### Task statement
Wherever a line in the data below holds "this", copy that line.

### Given data
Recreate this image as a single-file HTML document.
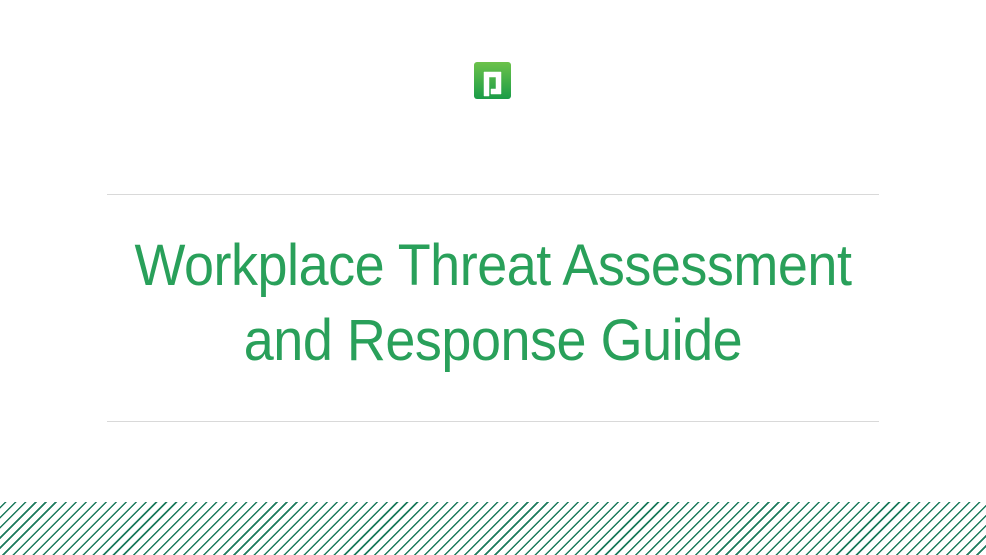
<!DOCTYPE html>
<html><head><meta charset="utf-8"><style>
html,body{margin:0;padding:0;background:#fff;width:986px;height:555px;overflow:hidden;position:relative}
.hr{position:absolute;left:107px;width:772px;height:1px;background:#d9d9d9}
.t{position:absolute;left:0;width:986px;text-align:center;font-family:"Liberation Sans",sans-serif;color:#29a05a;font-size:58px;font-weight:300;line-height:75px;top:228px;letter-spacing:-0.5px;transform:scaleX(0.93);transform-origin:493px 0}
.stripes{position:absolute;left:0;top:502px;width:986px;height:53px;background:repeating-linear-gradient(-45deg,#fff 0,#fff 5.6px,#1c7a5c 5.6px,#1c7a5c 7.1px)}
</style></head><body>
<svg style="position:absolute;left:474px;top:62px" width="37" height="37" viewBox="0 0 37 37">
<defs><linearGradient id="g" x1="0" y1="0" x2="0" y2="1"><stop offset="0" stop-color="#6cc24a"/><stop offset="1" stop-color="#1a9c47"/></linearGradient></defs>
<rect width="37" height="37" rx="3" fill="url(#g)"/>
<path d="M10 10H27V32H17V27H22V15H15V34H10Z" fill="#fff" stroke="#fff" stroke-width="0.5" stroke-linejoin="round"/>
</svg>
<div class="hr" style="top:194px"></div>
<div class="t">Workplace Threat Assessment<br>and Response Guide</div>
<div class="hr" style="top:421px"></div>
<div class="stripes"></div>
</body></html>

---

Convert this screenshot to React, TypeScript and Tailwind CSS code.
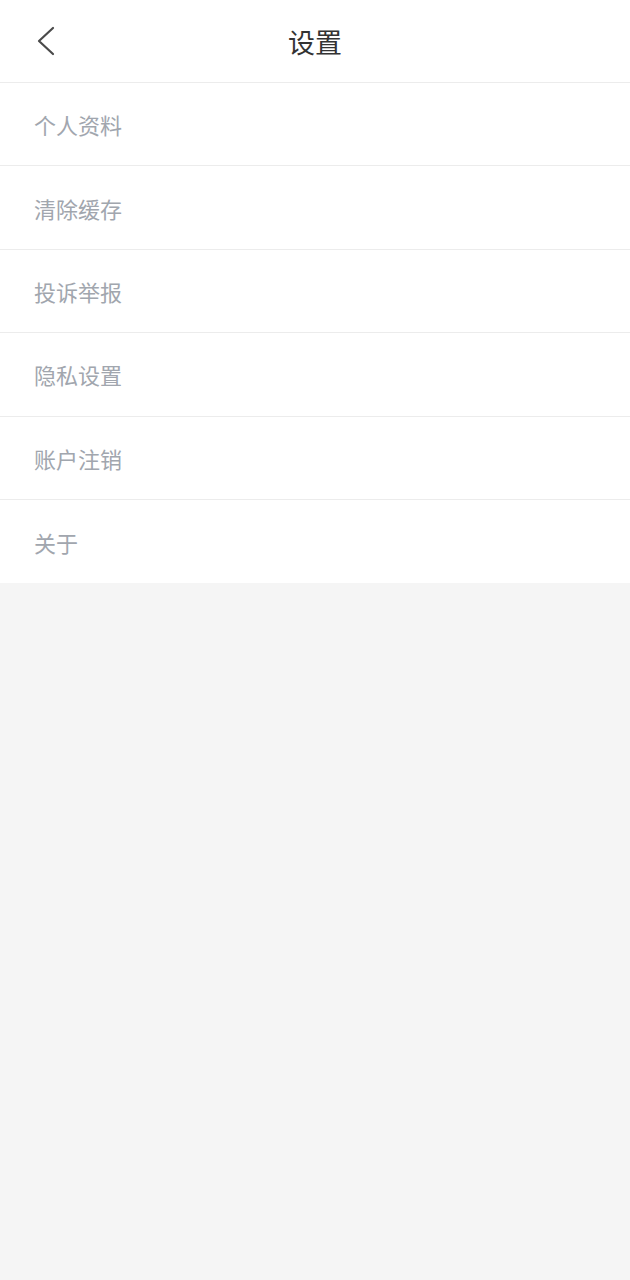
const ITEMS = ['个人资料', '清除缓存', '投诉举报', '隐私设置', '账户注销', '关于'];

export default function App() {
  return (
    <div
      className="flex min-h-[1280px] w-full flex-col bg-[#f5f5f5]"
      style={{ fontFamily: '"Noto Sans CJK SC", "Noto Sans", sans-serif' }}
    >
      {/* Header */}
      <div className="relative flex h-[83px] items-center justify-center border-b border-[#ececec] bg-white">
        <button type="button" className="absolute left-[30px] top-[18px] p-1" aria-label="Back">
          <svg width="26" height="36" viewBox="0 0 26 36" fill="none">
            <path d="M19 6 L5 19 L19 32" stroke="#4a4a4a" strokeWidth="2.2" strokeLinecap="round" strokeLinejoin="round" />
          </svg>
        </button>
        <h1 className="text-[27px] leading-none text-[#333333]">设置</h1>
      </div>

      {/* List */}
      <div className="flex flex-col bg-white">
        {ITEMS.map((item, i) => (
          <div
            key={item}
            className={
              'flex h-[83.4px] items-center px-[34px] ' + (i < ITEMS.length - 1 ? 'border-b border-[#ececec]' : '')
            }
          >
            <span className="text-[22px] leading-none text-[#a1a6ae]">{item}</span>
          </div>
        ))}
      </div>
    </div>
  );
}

### Result of the exercise
Recreate this image as a single-file HTML document.
Convert this screenshot to React, TypeScript and Tailwind CSS code.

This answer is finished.